Your goal ::
Extract only the first line of the listing and every line after it up to and including the one with "boolean; disabled?: boolean". Omit the pictures.

Dataset extract ::
◇ ◇ ◇ ◇ ◇ ◇ ◇

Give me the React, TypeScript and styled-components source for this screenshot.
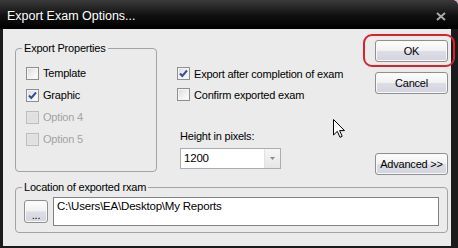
import React from 'react';
import styled, { createGlobalStyle } from 'styled-components';

const GlobalStyle = createGlobalStyle`
  html, body {
    margin: 0;
    padding: 0;
    background: #d9a9c4;
  }
  body {
    font-family: 'Liberation Sans', Arial, sans-serif;
  }
`;

type BoxProps = { checked?: boolean; disabled?: boolean };

const CheckBox: React.FC<BoxProps> = ({ checked, disabled }) => (
  <Box disabled={disabled}>
    {checked && (
      <svg width="11" height="11" viewBox="0 0 11 11">
        <path d="M2 5.5 L4.3 8 L9 2.5" fill="none" stroke="#36508f" strokeWidth="2" />
      </svg>
    )}
  </Box>
);

const Option: React.FC<BoxProps & { label: string }> = ({ label, checked, disabled }) => (
  <CheckRow disabled={disabled}>
    <CheckBox checked={checked} disabled={disabled} />
    <span>{label}</span>
  </CheckRow>
);

const App: React.FC = () => {
  return (
    <>
      <GlobalStyle />
      <Frame>
        <TitleBar>
          <Title>Export Exam Options...</Title>
          <svg width="10" height="9" viewBox="0 0 10 9">
            <path d="M1 1 L9 8 M9 1 L1 8" stroke="#a9a9a9" strokeWidth="2" />
          </svg>
        </TitleBar>
        <Body>
          <PropsGroup>
            <Caption>Export Properties</Caption>
            <Option label="Template" />
            <Option label="Graphic" checked />
            <Option label="Option 4" disabled />
            <Option label="Option 5" disabled />
          </PropsGroup>

          <Middle>
            <Option label="Export after completion of exam" checked />
            <Option label="Confirm exported exam" />
            <FieldLabel>Height in pixels:</FieldLabel>
            <Combo>
              <ComboValue>1200</ComboValue>
              <ComboButton>
                <svg width="5" height="3" viewBox="0 0 5 3">
                  <path d="M0 0 L5 0 L2.5 3 Z" fill="#8a8a8a" />
                </svg>
              </ComboButton>
            </Combo>
            <Cursor width="12" height="19" viewBox="0 0 12 19">
              <path
                d="M0.5 0.5 L0.5 16 L4.3 12.4 L7 18.3 L9.2 17.3 L6.6 11.6 L11.5 11.6 Z"
                fill="#fff"
                stroke="#000"
                strokeWidth="1"
              />
            </Cursor>
          </Middle>

          <Actions>
            <OkWrap>
              <Button>OK</Button>
              <Highlight />
            </OkWrap>
            <Button>Cancel</Button>
            <AdvancedButton>Advanced &gt;&gt;</AdvancedButton>
          </Actions>

          <LocationGroup>
            <Caption>Location of exported rxam</Caption>
            <BrowseButton>...</BrowseButton>
            <PathField>C:\Users\EA\Desktop\My Reports</PathField>
          </LocationGroup>
        </Body>
      </Frame>
    </>
  );
};

const Frame = styled.div`
  width: 458px;
  height: 248px;
  display: flex;
  flex-direction: column;
  background: #1b1b1b;
  border-top-right-radius: 6px;
  overflow: hidden;
`;

const TitleBar = styled.div`
  height: 29px;
  flex: none;
  display: flex;
  align-items: center;
  justify-content: space-between;
  padding: 3px 12px 0 7px;
  box-sizing: border-box;
  background: linear-gradient(#3a3a3a, #101010 55%, #000);
`;

const Title = styled.span`
  color: #fff;
  font-size: 12.5px;
`;

const Body = styled.div`
  flex: 1;
  margin: 0 7px 2px 3px;
  padding: 11px 3px 13px 12px;
  background: #ebebeb;
  display: grid;
  grid-template-columns: 142px 1fr 73px;
  grid-template-rows: 135px auto;
  row-gap: 12px;
  font-size: 11px;
  letter-spacing: -0.2px;
  color: #000;
`;

const Group = styled.div`
  position: relative;
  border: 1px solid #a3a3a3;
  border-radius: 4px;
  box-sizing: border-box;
`;

const Caption = styled.span`
  position: absolute;
  top: -7px;
  left: 6px;
  padding: 0 2px;
  line-height: 13px;
  background: #ebebeb;
`;

const PropsGroup = styled(Group)`
  margin-top: 8px;
  height: 124px;
  padding: 13px 0 0 10px;
  display: flex;
  flex-direction: column;
`;

const CheckRow = styled.label<{ disabled?: boolean }>`
  height: 22px;
  display: flex;
  align-items: center;
  gap: 4px;
  color: ${p => (p.disabled ? '#a3a3a3' : '#000')};
`;

const Middle = styled.div`
  position: relative;
  padding: 23px 0 0 20px;
  display: flex;
  flex-direction: column;
  align-items: flex-start;

  ${CheckRow} {
    height: 21px;
  }
`;

const Box = styled.span<{ disabled?: boolean }>`
  width: 13px;
  height: 13px;
  box-sizing: border-box;
  display: flex;
  align-items: center;
  justify-content: center;
  border: 1px solid ${p => (p.disabled ? '#bdbdbd' : '#8e8f8f')};
  background: ${p =>
    p.disabled
      ? '#e0e0e0'
      : 'linear-gradient(135deg, #d6d9de 0%, #eef0f2 50%, #ffffff 100%)'};
  box-shadow: inset 0 0 0 1px ${p => (p.disabled ? '#e4e4e4' : '#f4f4f4')};
`;

const FieldLabel = styled.span`
  margin: 25px 0 0 3px;
  line-height: 13px;
`;

const Combo = styled.div`
  margin: 5px 0 0 3px;
  width: 101px;
  height: 21px;
  box-sizing: border-box;
  border: 1px solid #abadb3;
  background: #fff;
  display: flex;
`;

const ComboValue = styled.span`
  flex: 1;
  padding-left: 3px;
  line-height: 19px;
  font-size: 11.5px;
`;

const ComboButton = styled.span`
  width: 15px;
  display: flex;
  align-items: center;
  justify-content: center;
  background: linear-gradient(#f6f6f6, #e6e6e6);
  border-left: 1px solid #e2e2e2;
`;

const Cursor = styled.svg`
  position: absolute;
  left: 176px;
  top: 79px;
`;

const Actions = styled.div`
  display: flex;
  flex-direction: column;
  gap: 10px;
`;

const OkWrap = styled.div`
  position: relative;
`;

const Button = styled.button`
  width: 73px;
  height: 22px;
  padding: 0;
  box-sizing: border-box;
  border: 1px solid #8e8f8f;
  border-radius: 3px;
  background: linear-gradient(#fdfdfd 0%, #f1f1f1 48%, #dcdde6 52%, #d3d4df 100%);
  box-shadow: inset 0 0 0 1px #f8f8f8;
  font-family: inherit;
  font-size: 11px;
  letter-spacing: -0.2px;
  color: #000;
`;

const AdvancedButton = styled(Button)`
  margin-top: auto;
  text-align: center;
`;

const Highlight = styled.span`
  position: absolute;
  left: -12px;
  top: -6px;
  width: 92px;
  height: 33px;
  box-sizing: border-box;
  border: 2px solid #d8232f;
  border-radius: 9px;
  pointer-events: none;
`;

const LocationGroup = styled(Group)`
  grid-column: 1 / -1;
  height: 46px;
  padding: 0 8px;
  display: flex;
  align-items: center;
  gap: 5px;
`;

const BrowseButton = styled(Button)`
  width: 24px;
  height: 23px;
  padding-top: 6px;
  margin-top: 3px;
`;

const PathField = styled.div`
  flex: 1;
  height: 29px;
  margin-top: 3px;
  box-sizing: border-box;
  border: 1px solid #7f8389;
  background: #fff;
  padding: 2px 3px;
  font-size: 11.5px;
`;

export default App;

◇ ◇ ◇ ◇ ◇ ◇ ◇

Written answer ::
Give me the React, TypeScript and styled-components source for this screenshot.
import React from 'react';
import styled, { createGlobalStyle } from 'styled-components';

const GlobalStyle = createGlobalStyle`
  html, body {
    margin: 0;
    padding: 0;
    background: #d9a9c4;
  }
  body {
    font-family: 'Liberation Sans', Arial, sans-serif;
  }
`;

type BoxProps = { checked?: boolean; disabled?: boolean };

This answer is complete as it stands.